The state of radical Puritanism by 1652 is best defined by a group known as the Seekers. The Seeker phenomenon was not a sect - in fact, it defined itself in opposition to sects by stressing more what it had not found than what it had found. It was made up of thousands who had fitfully passed from one movement to another, finding a fleeting satisfaction, but no lasting peace or unity.

Unlike the Ranters, the Seekers still diligently searched for the path of true righteousness. They denied not only the state church in its episcopal and Presybterian orders, but also the hireling ministry and its sacraments. They began to meet in silence, praying aloud or witnessing as moved by the Spirit.

Though the spiritual life of the Seekers was rich, and many of their leaders were extremely gifted, they felt that they had come to the end of a long and painful road of false gatherings. Together they would wait in patience, "Expecting a further Manifestation." (19-20, paragraph breaks added)

Those Seekers, were, of course, the audience readiest to receive George Fox's message.

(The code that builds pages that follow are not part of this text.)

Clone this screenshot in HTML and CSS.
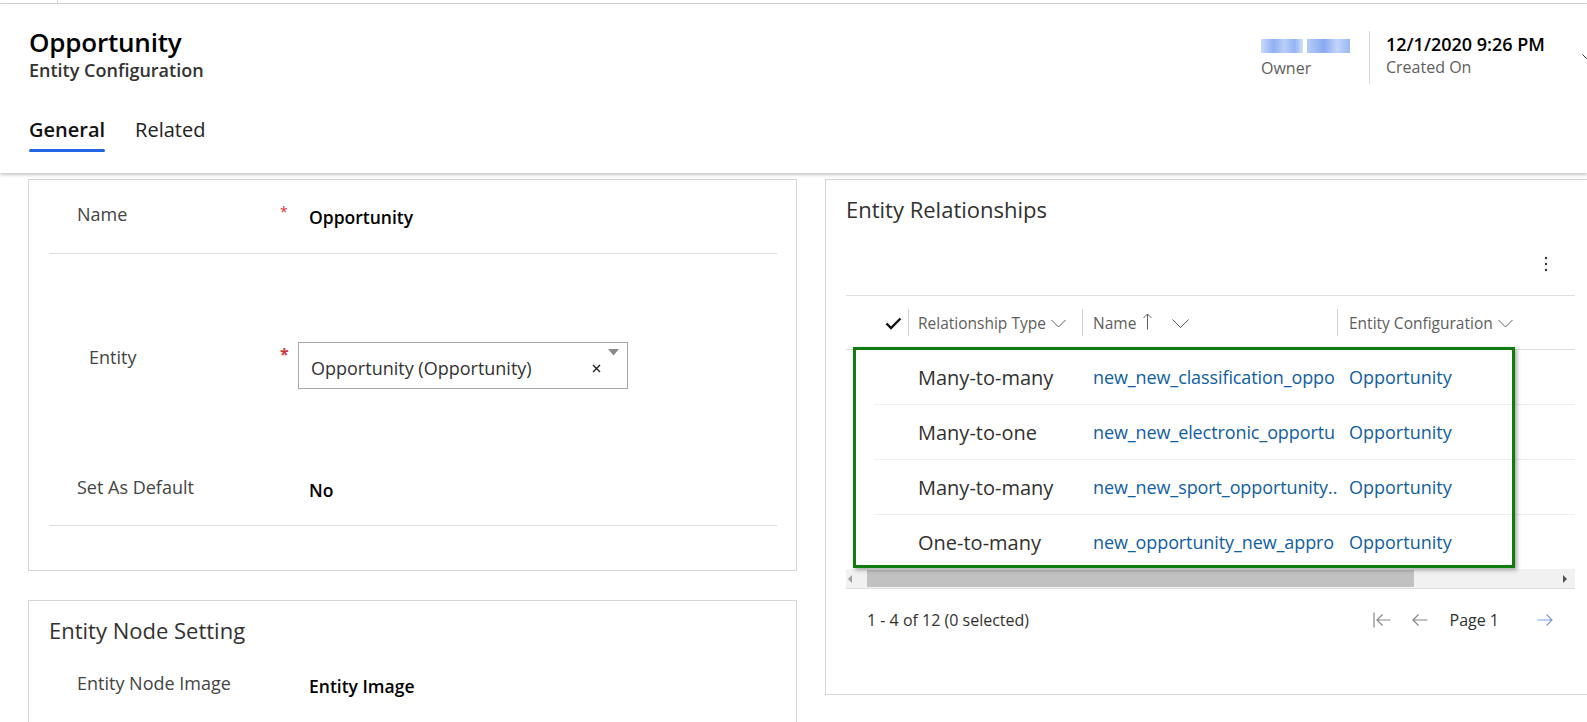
FILE: index.html
```html
<!DOCTYPE html>
<html>
<head>
<meta charset="utf-8">
<link rel="stylesheet" href="styles.css">
</head>
<body>
<div class="page">
  <div class="topstrip"><div class="topstrip-tab"></div></div>
  <header class="header">
    <div class="header-top">
      <div class="titles">
        <div class="title">Opportunity</div>
        <div class="subtitle">Entity Configuration</div>
      </div>
      <div class="meta">
        <div class="meta-col owner">
          <div class="blurname"><span class="b1"></span><span class="b2"></span></div>
          <div class="meta-label">Owner</div>
        </div>
        <div class="meta-col created">
          <div class="meta-value">12/1/2020 9:26 PM</div>
          <div class="meta-label">Created On</div>
        </div>
        <svg class="hdr-chev" width="9" height="6" viewBox="0 0 9 6"><path d="M0.5 0.5 L4.5 4.5 L8.5 0.5" fill="none" stroke="#333" stroke-width="1"/></svg>
      </div>
    </div>
    <nav class="tabs">
      <div class="tab active">General</div>
      <div class="tab">Related</div>
    </nav>
  </header>

  <main class="content">
    <div class="col-left">
      <section class="card card-main">
        <div class="field row-name">
          <div class="label">Name</div>
          <div class="req">*</div>
          <div class="value">Opportunity</div>
        </div>
        <div class="sep"></div>
        <div class="group2">
          <div class="field row-entity">
            <div class="label label-entity">Entity</div>
            <div class="req req-entity">*</div>
            <div class="input">
              <span class="input-text">Opportunity (Opportunity)</span>
              <svg class="input-x" width="9" height="9" viewBox="0 0 9 9"><path d="M1 1 L8 8 M8 1 L1 8" stroke="#222" stroke-width="1.4"/></svg>
              <svg class="input-tri" width="11" height="7" viewBox="0 0 11 7"><path d="M0 0 H11 L5.5 6.5 Z" fill="#8a8a8a"/></svg>
            </div>
          </div>
          <div class="field row-default">
            <div class="label">Set As Default</div>
            <div class="req blank"></div>
            <div class="value">No</div>
          </div>
        </div>
        <div class="sep"></div>
      </section>

      <section class="card card-node">
        <h2 class="card-title">Entity Node Setting</h2>
        <div class="field row-node">
          <div class="label">Entity Node Image</div>
          <div class="req blank"></div>
          <div class="value">Entity Image</div>
        </div>
      </section>
    </div>

    <div class="col-right">
      <section class="card card-rel">
        <h2 class="card-title rel-title">Entity Relationships</h2>
        <div class="toolbar">
          <svg width="4" height="16" viewBox="0 0 4 16"><circle cx="2" cy="2" r="1.2" fill="#333"/><circle cx="2" cy="8" r="1.2" fill="#333"/><circle cx="2" cy="14" r="1.2" fill="#333"/></svg>
        </div>
        <div class="grid">
          <div class="grid-head">
            <div class="hc hc-check">
              <svg width="17" height="13" viewBox="0 0 17 13"><path d="M1.5 6.5 L6 11 L15.5 1.5" fill="none" stroke="#111" stroke-width="2.4"/></svg>
            </div>
            <span class="hdiv"></span>
            <div class="hc hc-type">Relationship Type
              <svg class="chev" width="15" height="9" viewBox="0 0 15 9"><path d="M0.5 1 L7.5 8 L14.5 1" fill="none" stroke="#605e5c" stroke-width="1"/></svg>
            </div>
            <span class="hdiv"></span>
            <div class="hc hc-name">Name
              <svg class="sortup" width="9" height="17" viewBox="0 0 9 17"><path d="M4.5 16.5 V1 M0.5 5 L4.5 1 L8.5 5" fill="none" stroke="#605e5c" stroke-width="1"/></svg>
              <svg class="chev chev-name" width="17" height="9" viewBox="0 0 17 9"><path d="M0.5 0.5 L8.5 8.5 L16.5 0.5" fill="none" stroke="#605e5c" stroke-width="1"/></svg>
            </div>
            <span class="hdiv"></span>
            <div class="hc hc-ent">Entity Configuration
              <svg class="chev" width="15" height="9" viewBox="0 0 15 9"><path d="M0.5 1 L7.5 8 L14.5 1" fill="none" stroke="#605e5c" stroke-width="1"/></svg>
            </div>
          </div>
          <div class="grid-body">
            <div class="grow">
              <div class="c-type">Many-to-many</div>
              <div class="c-name">new_new_classification_oppo</div>
              <div class="c-ent">Opportunity</div>
            </div>
            <div class="grow">
              <div class="c-type">Many-to-one</div>
              <div class="c-name">new_new_electronic_opportu</div>
              <div class="c-ent">Opportunity</div>
            </div>
            <div class="grow">
              <div class="c-type">Many-to-many</div>
              <div class="c-name">new_new_sport_opportunity..</div>
              <div class="c-ent">Opportunity</div>
            </div>
            <div class="grow last">
              <div class="c-type">One-to-many</div>
              <div class="c-name">new_opportunity_new_appro</div>
              <div class="c-ent">Opportunity</div>
            </div>
            <div class="highlight"></div>
          </div>
          <div class="hscroll">
            <svg class="sarrow" width="5" height="8" viewBox="0 0 5 8"><path d="M4 0 V8 L0 4 Z" fill="#a0a0a0"/></svg>
            <div class="strack"><div class="sthumb"></div></div>
            <svg class="sarrow" width="5" height="8" viewBox="0 0 5 8"><path d="M1 0 V8 L5 4 Z" fill="#505050"/></svg>
          </div>
          <div class="grid-foot">
            <div class="count">1 - 4 of 12 (0 selected)</div>
            <div class="pager">
              <svg width="18" height="16" viewBox="0 0 18 16"><path d="M1 0.5 V15.5 M17.5 8 H4 M9.5 2.5 L4 8 L9.5 13.5" fill="none" stroke="#8a8886" stroke-width="1.2"/></svg>
              <svg class="pg-prev" width="17" height="16" viewBox="0 0 17 16"><path d="M16.5 8 H2 M7.5 2.5 L2 8 L7.5 13.5" fill="none" stroke="#8a8886" stroke-width="1.2"/></svg>
              <span class="pg-label">Page 1</span>
              <svg class="pg-next" width="17" height="16" viewBox="0 0 17 16"><path d="M0.5 8 H15 M9.5 2.5 L15 8 L9.5 13.5" fill="none" stroke="#7f9ed3" stroke-width="1.2"/></svg>
            </div>
          </div>
        </div>
      </section>
    </div>
  </main>
</div>
</body>
</html>
```

FILE: styles.css
```css
* { box-sizing: border-box; }
html, body { margin: 0; padding: 0; background: #fff; }
body {
  font-family: "Segoe UI", "Open Sans", "Noto Sans", "Liberation Sans", sans-serif;
  color: #323130;
  overflow: hidden;
  width: 1587px;
  height: 722px;
}
.page { width: 1587px; height: 722px; overflow: hidden; }

.topstrip {
  height: 4px;
  border-bottom: 1px solid #d4d4d4;
}
.topstrip-tab { width: 58px; height: 3px; border-right: 1px solid #d4d4d4; }

.header {
  height: 169px;
  background: #fff;
  box-shadow: 0 2px 3px rgba(0,0,0,0.22);
  position: relative;
  z-index: 2;
  padding-left: 29px;
}
.header-top { display: flex; justify-content: space-between; height: 100px; }
.titles { padding-top: 22px; }
.title { font-size: 26px; font-weight: 600; line-height: 32px; color: #000; letter-spacing: -0.2px; }
.subtitle { font-size: 18px; font-weight: 600; line-height: 24px; color: #333; }

.meta { display: flex; align-items: flex-start; padding-top: 26px; }
.meta-col { display: flex; flex-direction: column; }
.owner { width: 109px; padding-top: 8px; border-right: 1px solid #d8d8d8; height: 53px; margin-top: 1px; }
.blurname { display: flex; gap: 4px; height: 14px; margin-bottom: 5px; }
.blurname .b1 { width: 42px; background: linear-gradient(90deg, #c9d9fb, #8fb0f3 30%, #b9cdf8 55%, #94b4f4 80%, #d3e0fb); }
.blurname .b2 { width: 43px; background: linear-gradient(90deg, #b7cbf7, #88aaf2 40%, #c3d4f9 70%, #9ab8f4); }
.meta-label { font-size: 16px; color: #605e5c; line-height: 20px; }
.created { padding-left: 16px; padding-top: 3px; width: 212px; }
.meta-value { font-size: 18px; font-weight: 600; color: #000; line-height: 22px; margin-bottom: 2px; }
.hdr-chev { margin-top: 24px; margin-right: -4px; }

.tabs { display: flex; gap: 30px; padding-top: 12px; }
.tab { font-size: 20px; line-height: 28px; color: #222; padding-bottom: 8px; }
.tab.active { font-weight: 600; color: #111; position: relative; }
.tab.active::after {
  content: ""; position: absolute; left: 0; right: 0; bottom: 0; height: 3px;
  background: #2266e3; border-radius: 2px;
}

.content { display: flex; gap: 28px; padding-left: 28px; padding-top: 6px; width: 1640px; }
.col-left { width: 769px; display: flex; flex-direction: column; gap: 29px; }
.col-right { width: 772px; }

.card { border: 1px solid #d6d6d6; background: #fff; }
.card-main { height: 392px; padding: 0 19px 0 20px; }
.card-node { height: 160px; padding: 0 19px 0 20px; }
.card-rel { height: 516px; padding: 0 21px 0 20px; }

.card-title { margin: 0; font-size: 22px; font-weight: 400; color: #323130; line-height: 26px; }
.card-node .card-title { padding-top: 16px; }
.rel-title { padding-top: 16px; }

.field { display: flex; align-items: center; padding-left: 28px; font-size: 18px; }
.label { width: 203px; color: #444; white-space: nowrap; }
.req { width: 29px; color: #d13438; font-size: 14px; align-self: flex-start; }
.req.blank { visibility: hidden; }
.value { font-weight: 600; color: #000; font-size: 17.5px; }

.row-name { height: 73px; }
.row-name .label { margin-top: -5px; }
.row-name .req { margin-top: 22px; }
.sep { height: 1px; background: #dcdcdc; }

.group2 { height: 271px; padding-top: 88px; }
.row-entity { height: 47px; align-items: flex-start; }
.label-entity { padding-left: 12px; margin-top: 3px; }
.req-entity { margin-top: 1px; font-size: 16px; font-weight: 700; }
.input {
  position: relative;
  width: 330px; height: 47px; margin-left: -11px;
  border: 1px solid #a8a8a8;
  display: flex; align-items: center;
  padding-left: 12px;
  font-size: 18px; color: #333;
}
.input-text { flex: 1; padding-top: 4px; white-space: nowrap; }
.input-x { margin-right: 26px; margin-top: 6px; }
.input-tri { position: absolute; right: 8px; top: 6px; }

.row-default { height: 40px; margin-top: 81px; }
.row-default .label { margin-top: -6px; }

.row-node { height: 40px; margin-top: 23px; }
.row-node .label { margin-top: -6px; }

.toolbar { display: flex; justify-content: flex-end; height: 73px; padding-top: 34px; padding-right: 27px; }
.grid { position: relative; }
.grid-head {
  display: flex; align-items: center; height: 55px;
  border-top: 1px solid #e1dfdd; border-bottom: 1px solid #e1dfdd;
  font-size: 15.5px; color: #605e5c;
}
.hdiv { width: 1px; height: 27px; background: #d2d0ce; }
.hc { display: flex; align-items: center; white-space: nowrap; }
.hc-check { width: 62px; justify-content: flex-end; padding-right: 6px; padding-top: 2px; }
.hc-type { width: 173px; padding-left: 9px; }
.hc-type .chev, .hc-ent .chev { margin-left: 5px; margin-top: 2px; }
.hc-name { width: 254px; padding-left: 10px; }
.sortup { margin-left: 7px; margin-top: -2px; }
.chev-name { margin-left: 20px; margin-top: 2px; }
.hc-ent { flex: 1; padding-left: 11px; }

.grid-body { position: relative; }
.grow {
  display: flex; align-items: center; height: 55px;
  margin-left: 28px; padding-left: 34px;
  border-bottom: 1px solid #efefef;
  white-space: nowrap;
}
.grow.last { border-bottom: none; height: 54px; }
.c-type { width: 174px; padding-left: 10px; font-size: 20px; color: #323130; }
.c-name { width: 258px; padding-left: 11px; overflow: hidden; font-size: 18px; color: #115ea3; letter-spacing: -0.1px; }
.c-ent { padding-left: 9px; font-size: 18px; color: #115ea3; }

.highlight {
  position: absolute; left: 7px; top: -3px; width: 662px; height: 221px;
  border: 3px solid #0e7c0e;
  box-shadow: 2px 2px 4px rgba(0,0,0,0.35);
  pointer-events: none;
}

.hscroll {
  display: flex; align-items: center; height: 20px;
  background: #f1f1f1; border-bottom: 1px solid #e1dfdd;
  padding: 0 8px 0 2px;
}
.strack { flex: 1; height: 17px; padding-left: 14px; }
.sthumb { width: 547px; height: 17px; background: #c1c1c1; }

.grid-foot { display: flex; justify-content: space-between; align-items: center; height: 62px; padding-left: 21px; padding-right: 21px; }
.count { font-size: 16px; color: #323130; }
.pager { display: flex; align-items: center; }
.pg-prev { margin-left: 20px; }
.pg-label { margin-left: 22px; font-size: 16px; color: #323130; }
.pg-next { margin-left: 38px; }
```
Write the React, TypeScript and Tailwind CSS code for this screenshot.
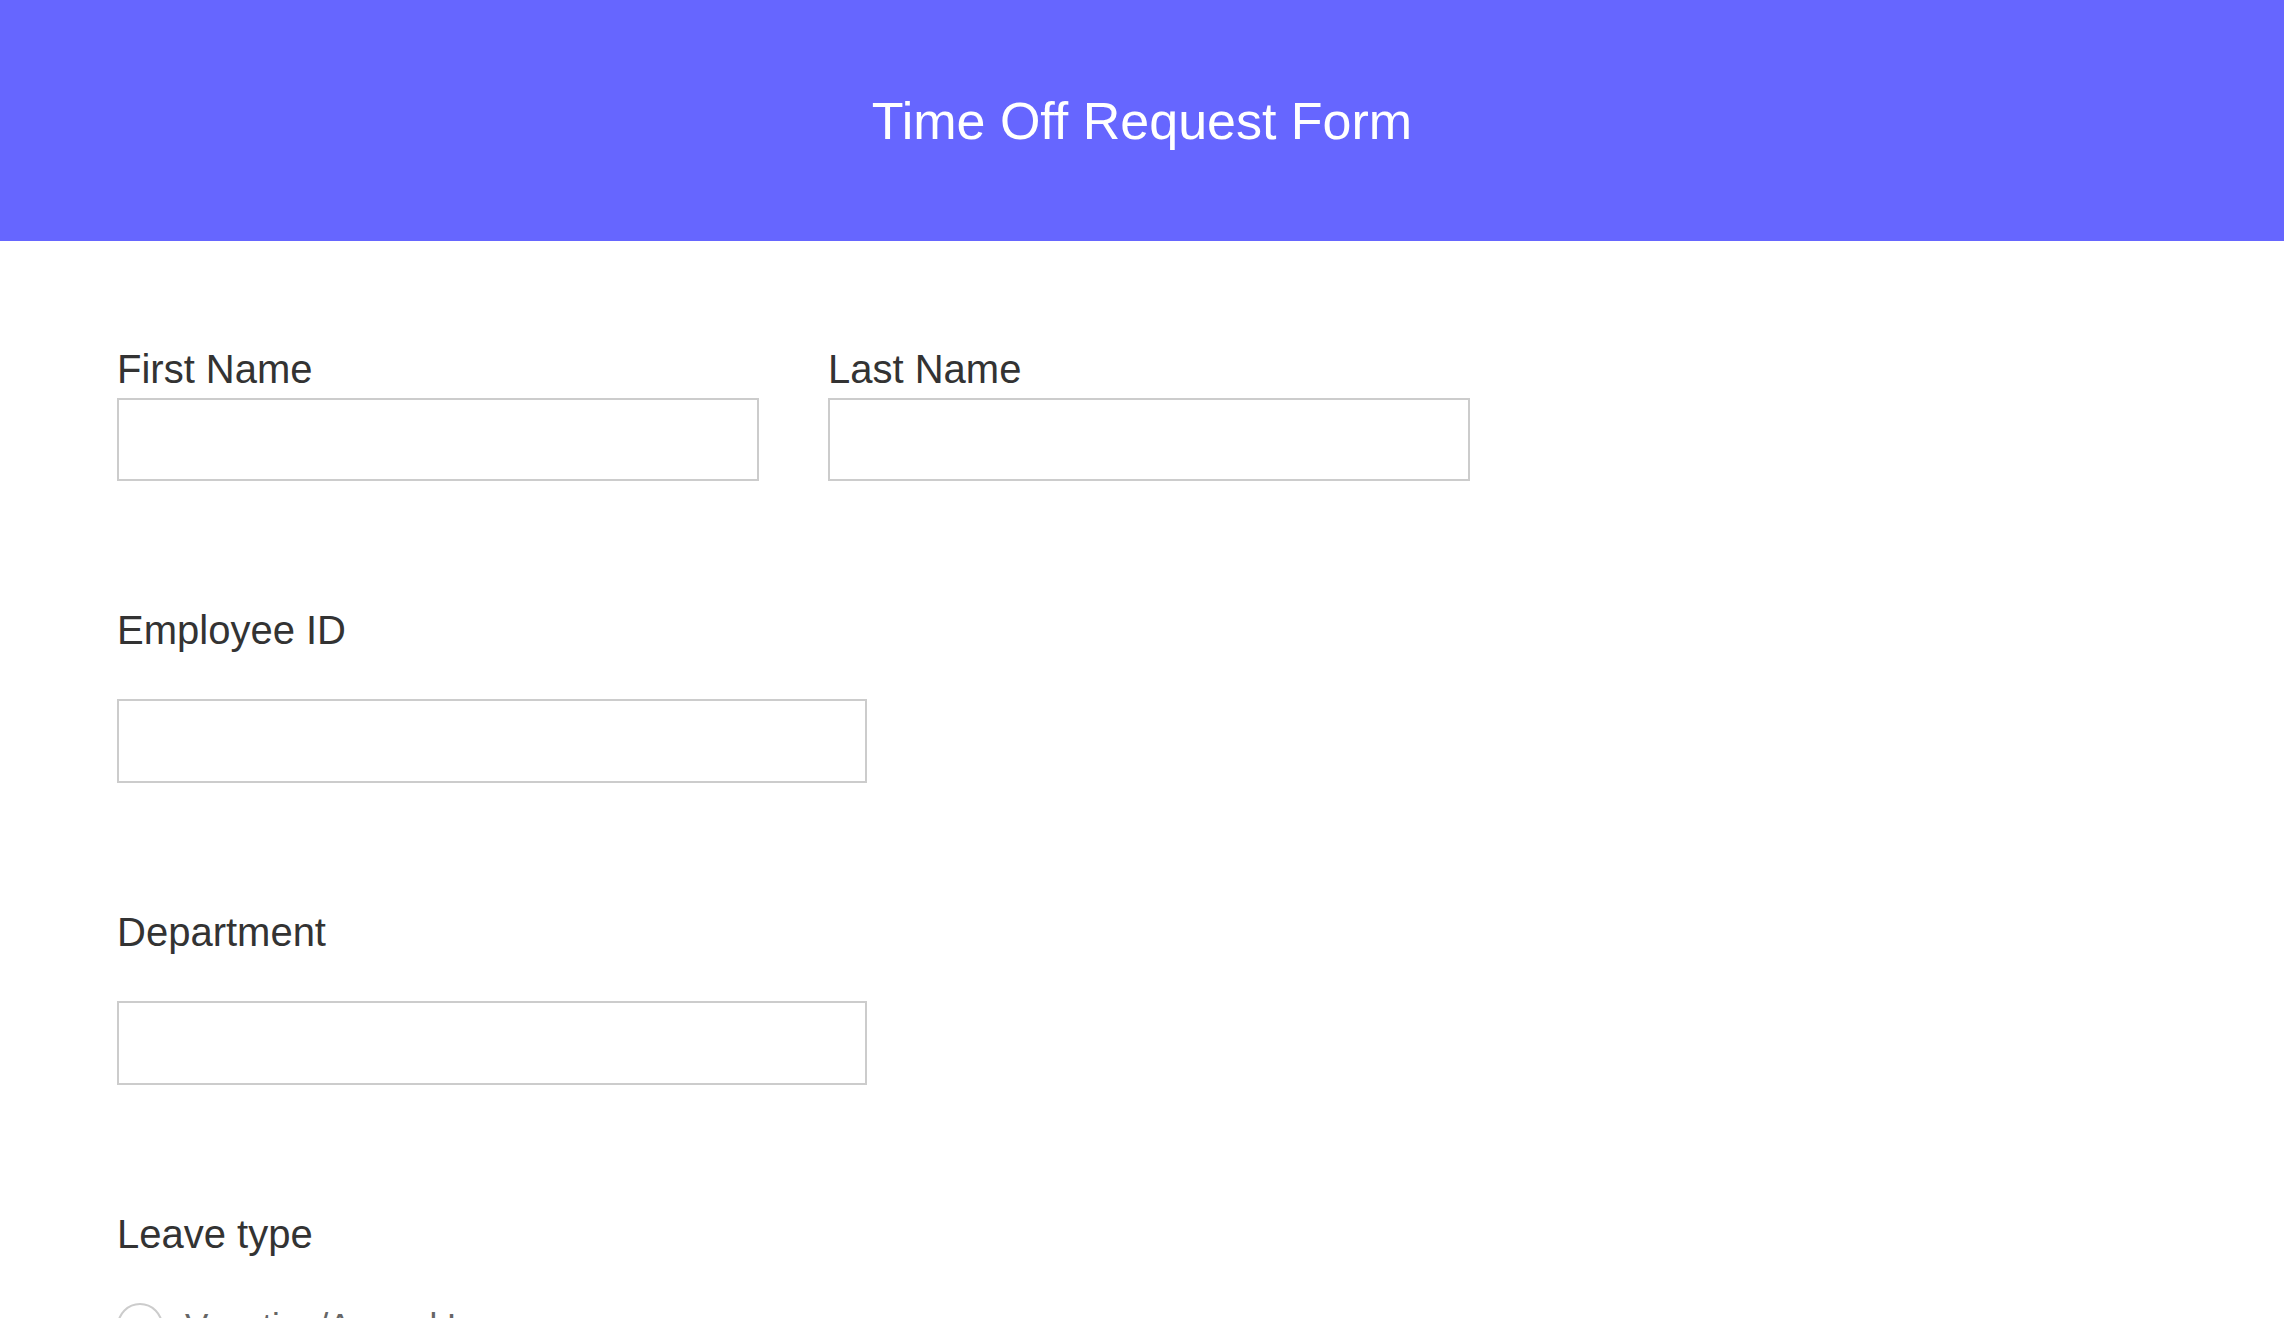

Before looking at how Gwyn sees Fox himself catalyzing those Seekers to create Quakers, I'd like to pause for a moment to consider the phenomenon of "Seeking" today. I visited San Francisco Friends' Meeting this morning, which has explicit "Seeker's Packets" in its library for prospective Quakers. I think it's a good idea, but it left me thinking about a fundamental change in our religious outlook.

It's hard to imagine groups of Seekers gathering in America today, to "wait in patience" while supporting each other. Instead, we seem to have shifted to an approach where those not bonded to a particular church either worship (or don't) privately, or attend a church but stay on its edges without diving into religious commitments. I wonder if this is different because current Seekers seem produced by slow erosion rather than radical shifts across the entire culture.

The more I think about it, the more I am impressed by (if not personally interested in) Zach's call to create a place where spiritual practice is taken seriously but without boundaries. I feel that my own seeking is becoming arriving, but looking back I wonder how different it could have been working in community.

Comments

There were such groups of seekers gathered in various parts of the U.S. and U.K. in the late 1960s and early 1970s.

Some of them became visible when they embraced one or another of the new religious movements (NRMs) arriving (or arising) in the U.S. at that time -- like those that joined ISKCON ("Hare Krishna"), Divine Light Mission, etc.

Others became NRMs in their own right, like John Franklin's Saturday Night Class, which evolved into the Dawn Horse Collective as Franklin evolved into Da Free John.

And still others became visible simply as communes, coƶps, or collective projects, as their members moved into closer and closer relationship with each other, like Stephen Gaskin's The Farm.

I believe Kirk Wattles shares my sense that the 1960s and 1970s were in some senses a replay of the 1640s and 1650s.

What could happen in the U.S. and U.K. in the 1960s and 1970s could certainly happen again.

I've seen the 1960s-1640s comparison in Gwyn and on Kirk's site, but I don't think it works.

Why?

As traumatic as the 1960s were, they weren't nearly as crazy as the 1640s, with a huge buildup to a civil war whose insurgency succeeded and then started fighting amongst itself.

For a lot of individuals, yes, the 1960s (and 1970s) were incredibly wild. For society as a whole, I don't think it was remotely close. Population levels were much higher, of course, so maybe it still achieved the same critical mass of seeking people finding each other... but again, I don't see the same kind of lasting bonding together.

It's not that hard for me to imagine the situation of the 1640s returning today - though I hope it doesn't.

(I was born in 1970, so doubtless could be wrong about this.)